Instructions for the task: Reproduce, please, the span of lines beginning at the line with "What Tailwind CSS" and ending at the line with "flex-col w-[600px] h-[1332px]", inclusive, minus any pictures.

Interface markup and scripts
::::

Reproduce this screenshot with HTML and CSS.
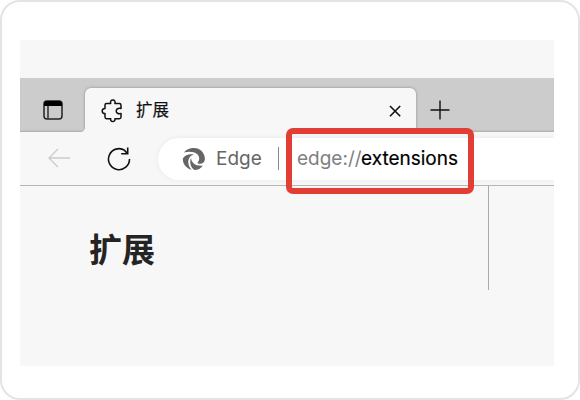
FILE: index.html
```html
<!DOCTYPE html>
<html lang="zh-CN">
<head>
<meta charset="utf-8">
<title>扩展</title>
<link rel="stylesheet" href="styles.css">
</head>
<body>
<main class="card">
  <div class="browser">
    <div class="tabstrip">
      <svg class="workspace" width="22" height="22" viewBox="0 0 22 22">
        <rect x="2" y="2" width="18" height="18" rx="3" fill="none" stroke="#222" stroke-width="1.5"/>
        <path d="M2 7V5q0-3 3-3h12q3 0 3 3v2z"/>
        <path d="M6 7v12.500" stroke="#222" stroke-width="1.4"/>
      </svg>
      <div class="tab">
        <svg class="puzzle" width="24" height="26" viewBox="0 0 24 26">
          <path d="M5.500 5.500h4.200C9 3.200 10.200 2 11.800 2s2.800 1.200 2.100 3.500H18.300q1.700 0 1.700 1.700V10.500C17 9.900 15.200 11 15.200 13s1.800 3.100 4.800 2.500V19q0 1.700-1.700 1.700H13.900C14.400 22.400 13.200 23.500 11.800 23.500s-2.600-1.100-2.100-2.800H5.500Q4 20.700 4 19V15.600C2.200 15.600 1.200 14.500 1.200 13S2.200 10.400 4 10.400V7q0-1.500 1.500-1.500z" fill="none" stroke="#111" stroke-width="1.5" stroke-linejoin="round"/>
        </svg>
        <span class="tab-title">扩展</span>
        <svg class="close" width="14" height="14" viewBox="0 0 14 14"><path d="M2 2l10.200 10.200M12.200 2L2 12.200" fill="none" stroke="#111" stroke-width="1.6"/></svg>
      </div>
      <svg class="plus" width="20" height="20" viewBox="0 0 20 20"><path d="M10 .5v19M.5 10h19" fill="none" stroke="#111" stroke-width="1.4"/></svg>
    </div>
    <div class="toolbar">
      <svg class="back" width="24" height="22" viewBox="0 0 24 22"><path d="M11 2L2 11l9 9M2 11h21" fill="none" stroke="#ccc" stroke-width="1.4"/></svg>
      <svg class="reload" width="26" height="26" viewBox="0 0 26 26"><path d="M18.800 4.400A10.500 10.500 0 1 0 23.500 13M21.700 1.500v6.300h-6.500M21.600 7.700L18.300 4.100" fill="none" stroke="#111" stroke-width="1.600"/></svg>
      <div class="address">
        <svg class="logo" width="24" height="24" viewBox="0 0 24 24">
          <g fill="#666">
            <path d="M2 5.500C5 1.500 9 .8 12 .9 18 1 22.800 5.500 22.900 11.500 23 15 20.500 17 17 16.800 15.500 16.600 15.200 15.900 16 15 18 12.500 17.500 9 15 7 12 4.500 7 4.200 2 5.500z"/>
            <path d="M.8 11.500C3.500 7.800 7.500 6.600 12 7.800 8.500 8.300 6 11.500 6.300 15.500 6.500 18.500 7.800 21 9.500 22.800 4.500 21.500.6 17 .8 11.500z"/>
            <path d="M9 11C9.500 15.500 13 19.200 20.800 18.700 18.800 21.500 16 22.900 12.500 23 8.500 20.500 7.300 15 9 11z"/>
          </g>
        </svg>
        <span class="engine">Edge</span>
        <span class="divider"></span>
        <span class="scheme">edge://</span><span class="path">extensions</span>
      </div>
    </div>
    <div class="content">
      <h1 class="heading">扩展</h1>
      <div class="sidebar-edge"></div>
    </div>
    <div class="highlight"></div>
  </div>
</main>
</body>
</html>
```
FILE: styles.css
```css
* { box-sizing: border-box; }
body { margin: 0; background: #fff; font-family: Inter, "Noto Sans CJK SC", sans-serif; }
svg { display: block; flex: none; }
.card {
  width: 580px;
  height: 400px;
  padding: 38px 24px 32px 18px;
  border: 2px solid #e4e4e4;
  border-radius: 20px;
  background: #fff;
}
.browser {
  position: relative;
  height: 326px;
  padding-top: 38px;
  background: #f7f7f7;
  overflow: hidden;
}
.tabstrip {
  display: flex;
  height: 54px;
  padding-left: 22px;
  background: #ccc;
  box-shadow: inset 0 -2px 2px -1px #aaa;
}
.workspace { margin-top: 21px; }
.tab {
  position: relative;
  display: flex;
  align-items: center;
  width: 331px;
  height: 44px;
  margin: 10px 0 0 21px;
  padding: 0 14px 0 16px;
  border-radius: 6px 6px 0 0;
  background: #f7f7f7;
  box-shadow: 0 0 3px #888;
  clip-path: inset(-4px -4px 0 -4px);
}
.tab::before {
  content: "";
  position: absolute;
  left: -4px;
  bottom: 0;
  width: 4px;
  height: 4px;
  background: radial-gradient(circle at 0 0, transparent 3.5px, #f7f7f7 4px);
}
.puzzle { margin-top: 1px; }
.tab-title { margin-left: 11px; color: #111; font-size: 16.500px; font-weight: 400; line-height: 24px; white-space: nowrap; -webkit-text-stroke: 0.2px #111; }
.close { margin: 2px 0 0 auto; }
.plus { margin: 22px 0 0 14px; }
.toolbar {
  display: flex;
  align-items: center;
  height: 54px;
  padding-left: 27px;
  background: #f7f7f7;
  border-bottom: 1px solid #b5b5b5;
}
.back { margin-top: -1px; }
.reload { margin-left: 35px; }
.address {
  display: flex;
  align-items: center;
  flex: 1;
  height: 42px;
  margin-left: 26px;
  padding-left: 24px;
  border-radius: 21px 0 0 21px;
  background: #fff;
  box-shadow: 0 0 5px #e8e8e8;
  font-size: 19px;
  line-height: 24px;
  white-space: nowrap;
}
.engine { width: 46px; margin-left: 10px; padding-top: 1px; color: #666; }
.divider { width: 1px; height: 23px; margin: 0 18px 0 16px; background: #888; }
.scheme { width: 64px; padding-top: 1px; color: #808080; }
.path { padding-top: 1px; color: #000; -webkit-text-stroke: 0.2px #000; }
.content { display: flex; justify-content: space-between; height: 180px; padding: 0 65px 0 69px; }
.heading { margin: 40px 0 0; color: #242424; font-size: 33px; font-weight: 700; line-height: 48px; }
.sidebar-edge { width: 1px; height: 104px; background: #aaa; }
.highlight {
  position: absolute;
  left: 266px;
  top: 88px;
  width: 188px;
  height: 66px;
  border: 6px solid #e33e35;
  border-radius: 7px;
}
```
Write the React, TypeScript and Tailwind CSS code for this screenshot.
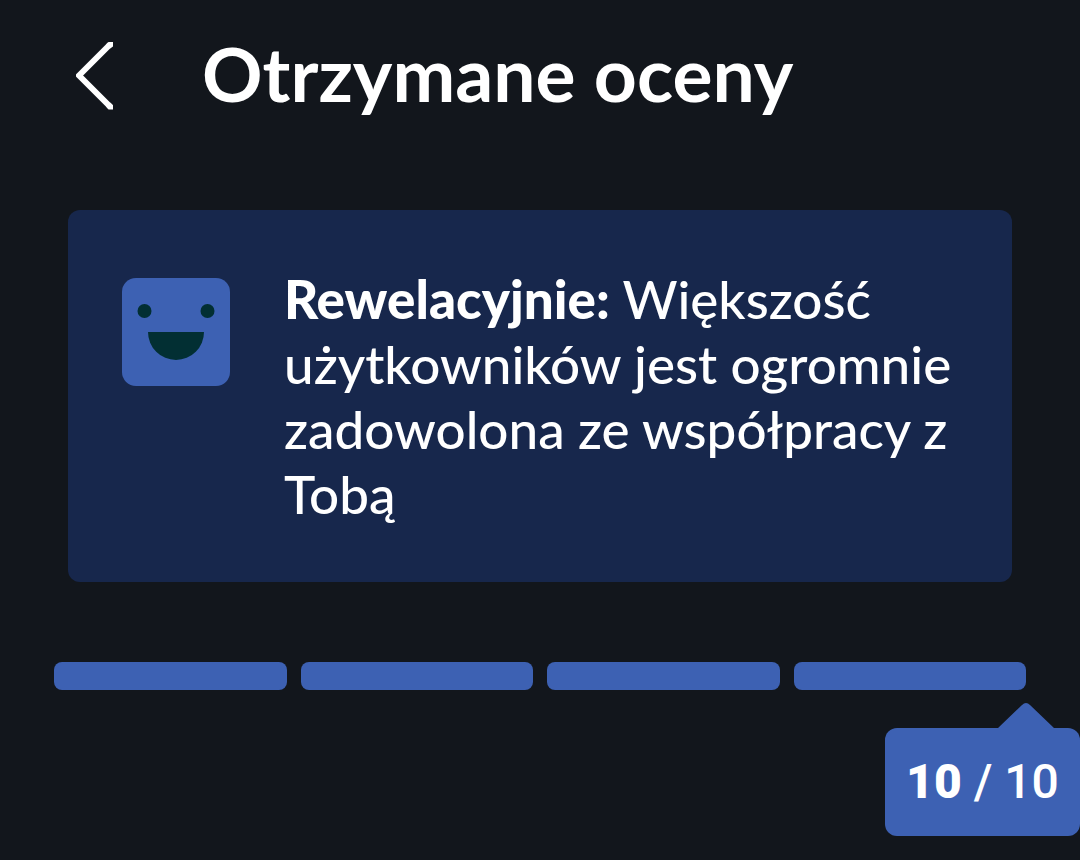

::::

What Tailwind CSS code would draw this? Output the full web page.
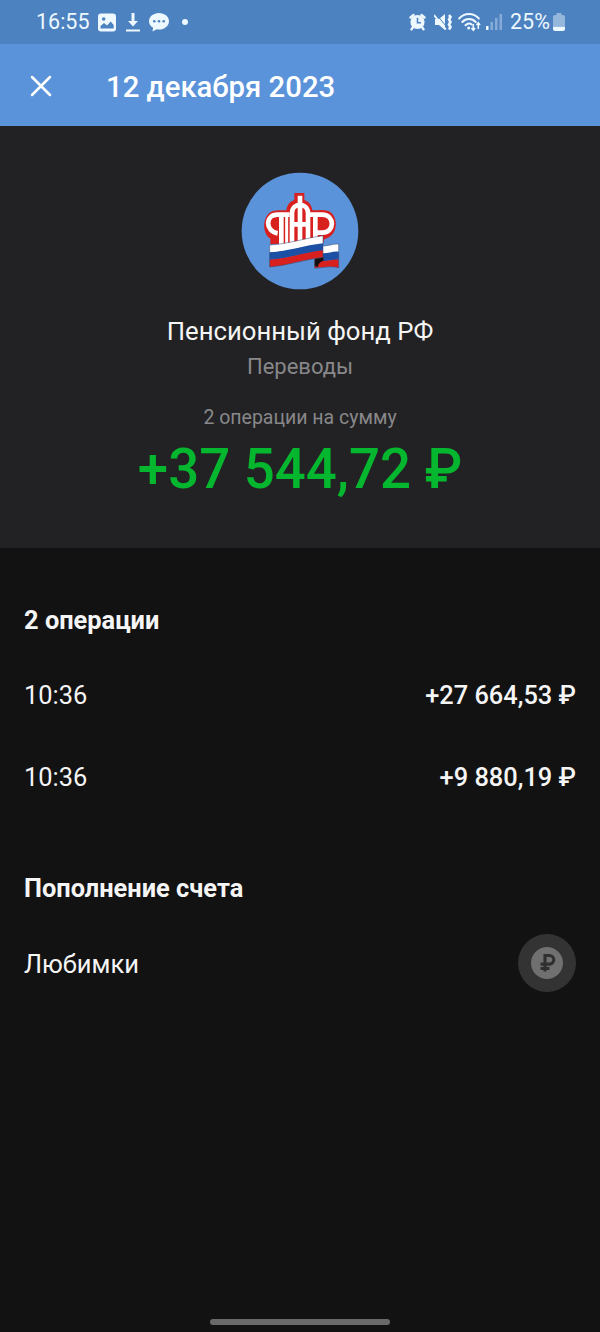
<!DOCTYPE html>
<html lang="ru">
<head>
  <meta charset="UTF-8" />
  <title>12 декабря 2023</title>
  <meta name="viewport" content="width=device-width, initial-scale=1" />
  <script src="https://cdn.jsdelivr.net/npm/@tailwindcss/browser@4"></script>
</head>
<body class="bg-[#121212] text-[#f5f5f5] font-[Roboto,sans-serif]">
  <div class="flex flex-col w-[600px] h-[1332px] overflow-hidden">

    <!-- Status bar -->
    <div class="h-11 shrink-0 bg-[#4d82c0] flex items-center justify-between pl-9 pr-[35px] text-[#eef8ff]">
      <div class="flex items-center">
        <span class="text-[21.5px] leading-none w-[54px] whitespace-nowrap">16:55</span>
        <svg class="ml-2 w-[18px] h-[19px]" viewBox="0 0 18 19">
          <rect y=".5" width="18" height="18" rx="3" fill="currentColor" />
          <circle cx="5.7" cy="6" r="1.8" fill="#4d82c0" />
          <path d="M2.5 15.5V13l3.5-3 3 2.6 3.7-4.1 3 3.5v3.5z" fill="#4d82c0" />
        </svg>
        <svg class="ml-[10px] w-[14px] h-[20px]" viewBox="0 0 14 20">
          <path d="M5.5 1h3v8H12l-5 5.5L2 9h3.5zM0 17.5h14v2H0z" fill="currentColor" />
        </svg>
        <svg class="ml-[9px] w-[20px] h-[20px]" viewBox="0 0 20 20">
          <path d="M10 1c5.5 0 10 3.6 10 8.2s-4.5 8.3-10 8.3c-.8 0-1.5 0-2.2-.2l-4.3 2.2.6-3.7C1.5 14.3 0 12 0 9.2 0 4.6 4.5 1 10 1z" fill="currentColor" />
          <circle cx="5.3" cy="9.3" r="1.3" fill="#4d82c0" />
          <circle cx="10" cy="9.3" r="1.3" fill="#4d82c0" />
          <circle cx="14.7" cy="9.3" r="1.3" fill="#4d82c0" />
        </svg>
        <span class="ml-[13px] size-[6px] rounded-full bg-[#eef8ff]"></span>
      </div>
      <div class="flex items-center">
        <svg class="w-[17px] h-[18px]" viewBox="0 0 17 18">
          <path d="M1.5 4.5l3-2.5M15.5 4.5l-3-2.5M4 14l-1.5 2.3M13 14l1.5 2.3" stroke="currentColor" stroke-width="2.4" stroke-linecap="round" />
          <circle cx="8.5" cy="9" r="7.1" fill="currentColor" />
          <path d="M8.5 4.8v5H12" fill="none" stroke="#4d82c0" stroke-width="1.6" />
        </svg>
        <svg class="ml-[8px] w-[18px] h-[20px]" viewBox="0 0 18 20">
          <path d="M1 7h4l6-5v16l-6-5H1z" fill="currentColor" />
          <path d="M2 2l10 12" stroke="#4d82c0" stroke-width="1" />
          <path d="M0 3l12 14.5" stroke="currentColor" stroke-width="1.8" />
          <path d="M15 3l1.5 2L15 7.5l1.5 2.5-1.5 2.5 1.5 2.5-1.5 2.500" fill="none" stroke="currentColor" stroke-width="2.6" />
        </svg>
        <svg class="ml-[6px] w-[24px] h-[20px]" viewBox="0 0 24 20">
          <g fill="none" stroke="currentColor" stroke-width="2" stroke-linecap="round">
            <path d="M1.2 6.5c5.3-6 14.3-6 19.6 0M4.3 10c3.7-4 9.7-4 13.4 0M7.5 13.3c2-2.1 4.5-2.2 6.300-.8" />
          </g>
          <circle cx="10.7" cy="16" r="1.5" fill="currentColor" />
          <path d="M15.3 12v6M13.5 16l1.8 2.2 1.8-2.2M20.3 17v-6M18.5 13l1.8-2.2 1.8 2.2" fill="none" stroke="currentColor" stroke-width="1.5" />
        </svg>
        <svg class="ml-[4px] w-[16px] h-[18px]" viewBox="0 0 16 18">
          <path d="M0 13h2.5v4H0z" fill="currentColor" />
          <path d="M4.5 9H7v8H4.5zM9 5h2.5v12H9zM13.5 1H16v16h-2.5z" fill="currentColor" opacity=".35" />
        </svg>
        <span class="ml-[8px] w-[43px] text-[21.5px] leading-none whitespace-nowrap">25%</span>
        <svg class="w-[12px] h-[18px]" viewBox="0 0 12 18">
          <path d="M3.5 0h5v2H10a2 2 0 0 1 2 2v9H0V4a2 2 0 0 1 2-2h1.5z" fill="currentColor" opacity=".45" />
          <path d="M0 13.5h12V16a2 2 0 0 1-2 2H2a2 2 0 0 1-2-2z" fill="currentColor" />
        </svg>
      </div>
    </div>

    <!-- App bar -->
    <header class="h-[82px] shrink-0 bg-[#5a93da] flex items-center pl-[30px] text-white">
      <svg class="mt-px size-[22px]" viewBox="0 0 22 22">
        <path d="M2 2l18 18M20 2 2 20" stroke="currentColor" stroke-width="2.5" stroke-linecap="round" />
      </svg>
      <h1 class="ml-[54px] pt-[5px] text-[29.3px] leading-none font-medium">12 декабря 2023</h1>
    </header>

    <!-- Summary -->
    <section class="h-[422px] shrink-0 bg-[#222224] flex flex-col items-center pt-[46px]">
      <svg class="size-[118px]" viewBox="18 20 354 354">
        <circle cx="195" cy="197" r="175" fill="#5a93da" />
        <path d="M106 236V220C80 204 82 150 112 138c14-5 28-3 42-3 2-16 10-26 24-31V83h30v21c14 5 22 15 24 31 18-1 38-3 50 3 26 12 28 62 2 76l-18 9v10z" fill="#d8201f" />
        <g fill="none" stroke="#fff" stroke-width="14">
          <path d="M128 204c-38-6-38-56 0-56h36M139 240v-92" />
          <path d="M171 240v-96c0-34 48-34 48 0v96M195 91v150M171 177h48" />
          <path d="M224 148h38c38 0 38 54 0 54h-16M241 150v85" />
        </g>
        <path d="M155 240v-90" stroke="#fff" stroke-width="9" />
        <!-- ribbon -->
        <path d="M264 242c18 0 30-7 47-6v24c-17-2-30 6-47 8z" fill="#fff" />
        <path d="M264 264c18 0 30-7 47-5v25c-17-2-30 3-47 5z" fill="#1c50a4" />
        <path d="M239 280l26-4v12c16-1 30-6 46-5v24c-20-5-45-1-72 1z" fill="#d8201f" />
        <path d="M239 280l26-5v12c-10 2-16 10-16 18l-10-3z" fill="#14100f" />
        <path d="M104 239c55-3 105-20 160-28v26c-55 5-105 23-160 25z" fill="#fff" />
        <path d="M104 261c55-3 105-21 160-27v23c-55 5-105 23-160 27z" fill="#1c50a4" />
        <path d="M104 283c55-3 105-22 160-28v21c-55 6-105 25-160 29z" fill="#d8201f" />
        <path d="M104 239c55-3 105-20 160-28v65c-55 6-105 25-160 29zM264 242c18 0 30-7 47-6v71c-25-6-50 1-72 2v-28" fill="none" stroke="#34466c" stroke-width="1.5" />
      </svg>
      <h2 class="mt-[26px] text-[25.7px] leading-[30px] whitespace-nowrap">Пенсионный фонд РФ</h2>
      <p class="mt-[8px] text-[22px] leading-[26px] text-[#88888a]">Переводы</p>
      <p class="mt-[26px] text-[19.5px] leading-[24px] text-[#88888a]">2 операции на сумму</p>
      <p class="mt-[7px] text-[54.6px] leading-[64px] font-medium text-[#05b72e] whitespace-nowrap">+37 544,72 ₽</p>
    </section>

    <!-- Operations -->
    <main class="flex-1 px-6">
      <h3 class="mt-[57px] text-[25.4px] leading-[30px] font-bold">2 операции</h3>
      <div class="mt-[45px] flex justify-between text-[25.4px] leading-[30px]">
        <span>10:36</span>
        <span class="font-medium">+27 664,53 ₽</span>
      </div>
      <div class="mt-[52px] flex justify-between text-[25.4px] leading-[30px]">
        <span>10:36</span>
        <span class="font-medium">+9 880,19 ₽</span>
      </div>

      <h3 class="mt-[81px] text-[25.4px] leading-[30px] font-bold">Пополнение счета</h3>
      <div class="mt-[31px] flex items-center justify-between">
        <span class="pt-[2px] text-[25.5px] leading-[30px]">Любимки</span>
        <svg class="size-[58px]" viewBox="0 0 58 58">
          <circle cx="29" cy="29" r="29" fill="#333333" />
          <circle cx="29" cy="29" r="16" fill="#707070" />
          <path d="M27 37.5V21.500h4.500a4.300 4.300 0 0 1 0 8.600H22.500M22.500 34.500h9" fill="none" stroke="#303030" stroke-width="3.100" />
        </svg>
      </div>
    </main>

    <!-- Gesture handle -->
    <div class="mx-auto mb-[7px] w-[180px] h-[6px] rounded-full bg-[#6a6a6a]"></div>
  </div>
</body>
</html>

::::

Solution:
What Tailwind CSS code would draw this? Output the full web page.
<!DOCTYPE html>
<html lang="ru">
<head>
  <meta charset="UTF-8" />
  <title>12 декабря 2023</title>
  <meta name="viewport" content="width=device-width, initial-scale=1" />
  <script src="https://cdn.jsdelivr.net/npm/@tailwindcss/browser@4"></script>
</head>
<body class="bg-[#121212] text-[#f5f5f5] font-[Roboto,sans-serif]">
  <div class="flex flex-col w-[600px] h-[1332px] overflow-hidden">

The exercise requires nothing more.